Direktur Risk Management BTN, Setiyo Wibowo mengatakan BTN melakukan ancang-ancang menjaga kualitas asetnya di tengah tantangan restrukturisasi kredit Covid-19 yang akan berakhir.
BTN misalnya telah membentuk tim yang menangani khusus restrukturisasi kredit Covid-19.
"Ada unit collection tangani tunggakan-tunggakan," tuturnya dalam paparan kinerja pada Senin (12/2/2024).

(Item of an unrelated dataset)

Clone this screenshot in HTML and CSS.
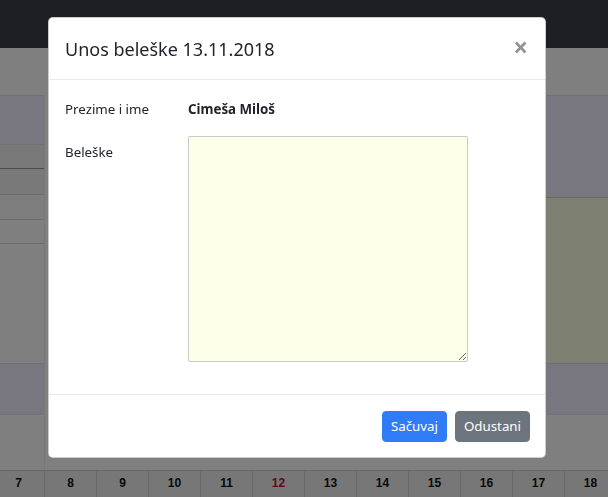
FILE: index.html
```html
<!DOCTYPE html>
<html lang="sr">
<head>
<meta charset="utf-8">
<title>Unos beleške</title>
<link rel="stylesheet" href="styles.css">
</head>
<body>
<div class="page">
  <nav class="topbar"></nav>
  <div class="toolbar"></div>
  <div class="board">
    <div class="side side-left">
      <div class="blk head-lav"></div>
      <div class="blk row-a"></div>
      <div class="blk row-b"></div>
      <div class="blk row-c"></div>
      <div class="blk row-d"></div>
      <div class="blk plain-a"></div>
      <div class="blk lav-b"></div>
      <div class="blk plain-b"></div>
    </div>
    <div class="center"></div>
    <div class="side side-right">
      <div class="blk head-lav-r"></div>
      <div class="blk yellow"></div>
      <div class="blk lav-b"></div>
      <div class="blk plain-b"></div>
    </div>
  </div>
  <div class="days">
    <div class="day">7</div>
    <div class="day">8</div>
    <div class="day">9</div>
    <div class="day">10</div>
    <div class="day">11</div>
    <div class="day today">12</div>
    <div class="day">13</div>
    <div class="day">14</div>
    <div class="day">15</div>
    <div class="day">16</div>
    <div class="day">17</div>
    <div class="day">18</div>
  </div>
</div>

<div class="backdrop"></div>
<div class="modal-wrap">
  <div class="modal">
    <div class="modal-header">
      <h5 class="modal-title">Unos beleške 13.11.2018</h5>
      <button class="close" type="button" aria-label="Close">×</button>
    </div>
    <div class="modal-body">
      <div class="form-row first">
        <label class="label">Prezime i ime</label>
        <div class="value"><strong>Cimeša Miloš</strong></div>
      </div>
      <div class="form-row">
        <label class="label label-notes" for="notes">Beleške</label>
        <div class="value"><textarea id="notes" class="notes"></textarea></div>
      </div>
    </div>
    <div class="modal-footer">
      <button class="btn btn-primary" type="button">Sačuvaj</button>
      <button class="btn btn-secondary" type="button">Odustani</button>
    </div>
  </div>
</div>
</body>
</html>
```

FILE: styles.css
```css
* { box-sizing: border-box; }
html, body { margin: 0; padding: 0; }
body {
  width: 608px;
  height: 497px;
  overflow: hidden;
  font-family: "Noto Sans", "Open Sans", sans-serif;
  color: #212529;
  background: #fff;
}
.page {
  display: flex;
  flex-direction: column;
  height: 497px;
}
.topbar { height: 48px; background: #3d3f47; flex: none; }
.toolbar { height: 47px; background: #fff; flex: none; }
.board {
  height: 375px;
  flex: none;
  display: flex;
}
.side { display: flex; flex-direction: column; }
.side-left { width: 45px; border-right: 1px solid #f2f2f2; }
.center { flex: 1; background: #fff; }
.side-right { width: 62px; }
.blk { flex: none; }
.head-lav { height: 49px; background: #f1edfd; border-top: 1px solid #e2e0ea; }
.row-a { height: 25px; background: #f1f1f1; border-top: 1px solid #e4e4e4; border-bottom: 1px solid #9a9a9a; }
.row-b { height: 26px; background: #f3f3f3; border-bottom: 1px solid #dadada; }
.row-c { height: 25px; background: #fafafa; border-bottom: 1px solid #dadada; }
.row-d { height: 24px; background: #fff; border-bottom: 1px solid #dadada; }
.plain-a { height: 119px; background: #fff; }
.lav-b { height: 52px; background: #f1edfd; border-top: 1px solid #e0dde8; border-bottom: 1px solid #e8e8e8; }
.plain-b { flex: 1; background: #fff; }
.head-lav-r { height: 103px; background: #f1edfd; border-top: 1px solid #e2e0ea; border-bottom: 1px solid #d6d6cc; }
.yellow { height: 165px; background: #fbfee1; }

.days {
  flex: none;
  height: 27px;
  display: flex;
  margin-left: -7px;
  border-top: 1px solid #d0d0d0;
  background: #eeeeee;
}
.day {
  flex: none;
  width: 52px;
  border-right: 1px solid #d2d2d2;
  font-family: "Liberation Sans", Arial, sans-serif;
  font-weight: 700;
  font-size: 12px;
  color: #111;
  display: flex;
  justify-content: center;
  align-items: center;
  padding-bottom: 2px;
}
.day.today { color: #c8102e; }

.backdrop {
  position: fixed;
  inset: 0;
  background: rgba(0, 0, 0, 0.5);
}
.modal-wrap {
  position: fixed;
  inset: 0;
  padding: 17px 0 0 48px;
}
.modal {
  width: 498px;
  background: #fff;
  border: 1px solid rgba(0, 0, 0, 0.2);
  border-radius: 5px;
  display: flex;
  flex-direction: column;
}
.modal-header {
  display: flex;
  align-items: flex-start;
  justify-content: space-between;
  padding: 16px 16px 15px 16px;
  height: 62px;
  border-bottom: 1px solid #e9ecef;
}
.modal-title {
  margin: 0;
  font-size: 18px;
  font-weight: 400;
  line-height: 30px;
  color: #212529;
}
.close {
  border: 0;
  background: transparent;
  padding: 0;
  margin: 0 1px 0 0;
  font-family: "Noto Sans", sans-serif;
  font-size: 26px;
  font-weight: 700;
  line-height: 27px;
  color: #000;
  opacity: 0.42;
  text-shadow: 0 1px 0 #fff;
}
.modal-body {
  padding: 16px 16px 16px 16px;
}
.form-row {
  display: grid;
  grid-template-columns: 123px 1fr;
  margin-bottom: 16px;
  font-size: 13.3px;
  line-height: 21px;
}
.form-row.first { height: 24px; padding-top: 3px; }
.label { color: #212529; }
.label-notes { padding-top: 6px; }
.value strong { font-weight: 700; }
.notes {
  display: block;
  width: 280px;
  height: 226px;
  margin: 0;
  background: #fdffe9;
  border: 1px solid #c9c9c9;
  border-radius: 2px;
  resize: both;
  font-family: "Noto Sans", sans-serif;
}
.modal-footer {
  display: flex;
  justify-content: flex-end;
  gap: 8px;
  padding: 16px 15px 15px 16px;
  border-top: 1px solid #e9ecef;
}
.btn {
  height: 31px;
  border: 1px solid transparent;
  border-radius: 4px;
  padding: 0 8px;
  font-family: "Noto Sans", sans-serif;
  font-size: 13.3px;
  line-height: 27px;
  color: #fff;
}
.btn-primary { background: #2f7cf6; border-color: #2f7cf6; }
.btn-secondary { background: #6c757d; border-color: #6c757d; }
```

Berdasarkan data Otoritas Jasa Keuangan (OJK) jumlah kredit restrukturisasi Covid-19 melanjutkan tren penurunan menjadi sebesar Rp285,32 triliun pada November 2023, dibandingkan Rp301,16 triliun pada Oktober 2023, atau turun Rp15,84 triliun.
Jumlah nasabah restrukturisasi kredit Covid-19 juga susut 80 ribu nasabah menjadi 1,14 juta nasabah.
"Menurunnya jumlah kredit restrukturisasi dan NPL berdampak positif bagi penurunan rasio loan at risk menjadi 11,61% pada November 2023, dari Oktober 2023 sebesar 11,81%," kata Kepala Eksekutif Pengawas Perbankan OJK Dian Ediana Rae dalam konferensi pers Rapat Dewan Komisioner Bulanan (RDKB) OJK pada bulan lalu (9/1/2024).
Sebagaimana diketahui, OJK akan mengakhiri kebijakan restrukturisasi kredit Covid-19 pada Maret 2024.
Awalnya restrukturisasi kredit Covid-19 direncanakan berakhir pada Maret 2023, namun OJK telah memperpanjang restrukturisasi Covid-19 secara terbatas, yakni kepada tiga segmen dan wilayah tertentu saja hingga Maret 2024.
Tiga segmen yang diperpanjang restrukturisasinya adalah UMKM, penyediaan akomodasi dan makan-minum, serta beberapa industri yang menyediakan lapangan kerja besar.
Berdasarkan wilayah, OJK masih mempertimbangkan bahwa Provinsi Bali belum pulih sepenuhnya dari Covid-19.
Senior Vice President Lembaga Pengembangan Perbankan Indonesia (LPPI) Trioksa Siahaan mengatakan dengan akan berakhirnya kebijakan restrukturisasi kredit Covid-19 dari OJK, bank harusnya sudah lebih siap menanggulangi. Bank pun perlu menerapkan prinsip kehati-hatian dalam menyalurkan kredit.